EMERGENCY RESPONSE IN THE COMMUNITY
Amateur Radio has consistently been the most reliable means of communications when other systems have failed. Hams work closely with disaster relief agency officials from FEMA, the American Red Cross, the Salvation Army, and other response organizations to offer wireless communications aid. From wildfires and earthquakes to marathons and road races, when getting the message through is critical, ham radio works.
Ham radio operators come in all ages and from all lifestyles, and are essentially neighbors in the community. Each licensee has passed one or more extensive knowledge tests covering a multitude of topics, including FCC rules, operator and station license responsibilities, operating procedures and practices, radio propagation, electrical principles and electronic circuits, common transmitter and receiver problems, antenna measurements and troubleshooting, basic repair and testing, non-voice communications, antennas and feed lines, AC power circuits, and safety.
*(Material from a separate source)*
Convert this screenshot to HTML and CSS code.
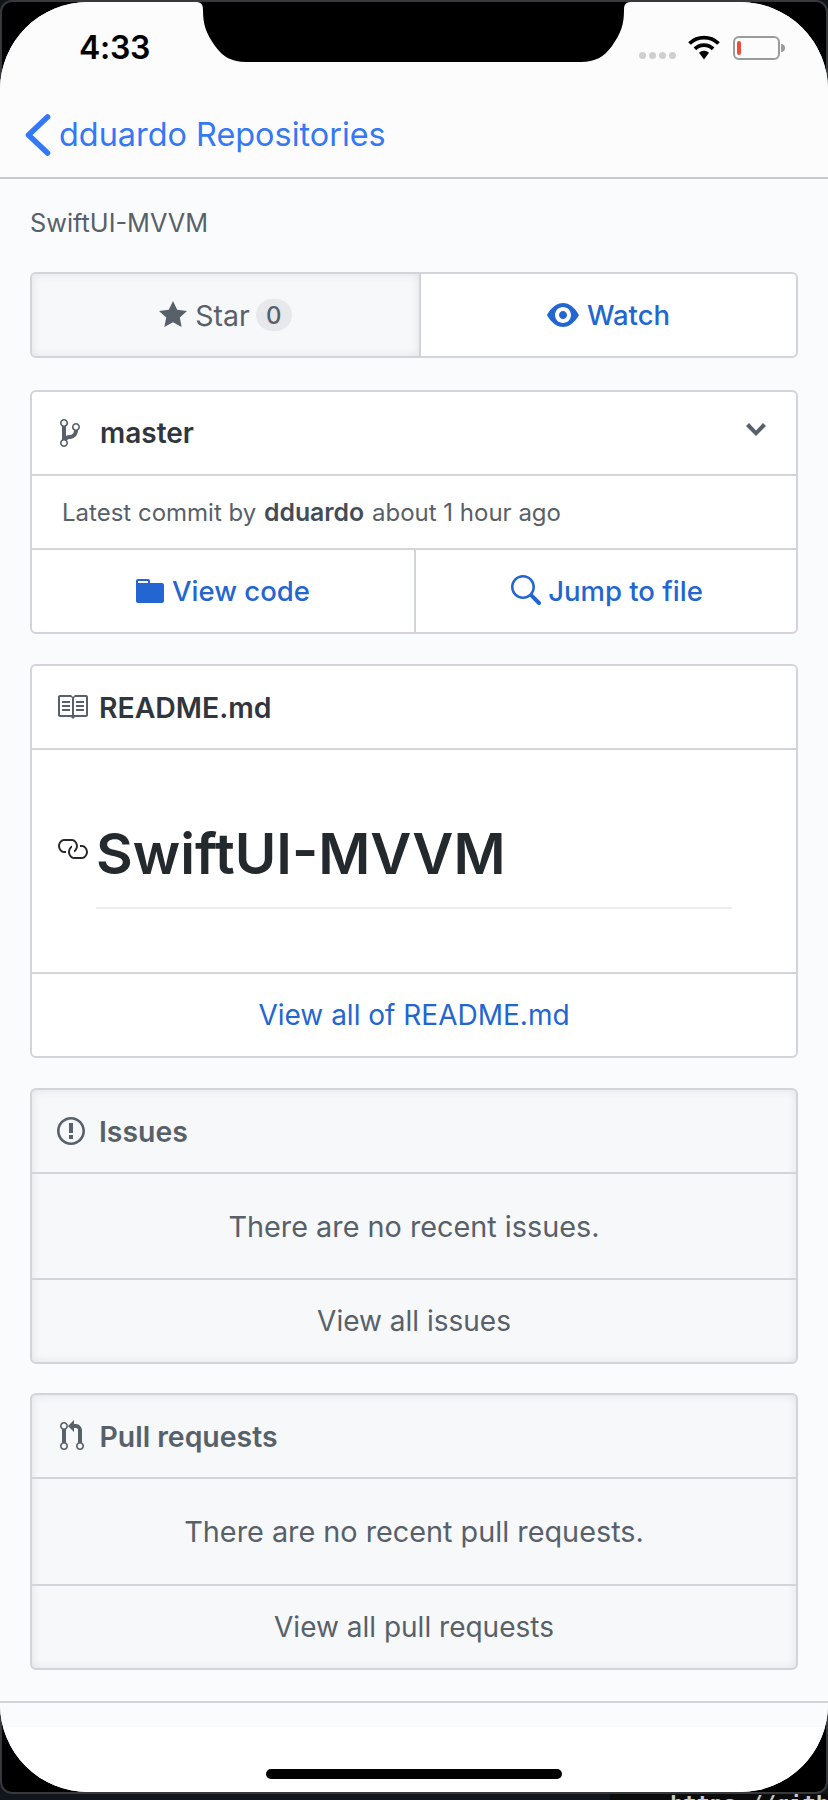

Since ham radio is their hobby, many hams have decades of radio communications experience. Some may have professional broadcasting experience, and others may be current/former first responders. In standards that have arisen with the introduction of the National Incident Management System, ARES and RACES members may also:
- Be registered emergency/disaster workers under state law;
- Possess certificates for (sometimes many) FEMA training classes;
- Have passed law enforcement background checks; and
- May be engaged in other volunteer activities such as Search and Rescue (SAR) or Community Emergency Response Teams (CERT).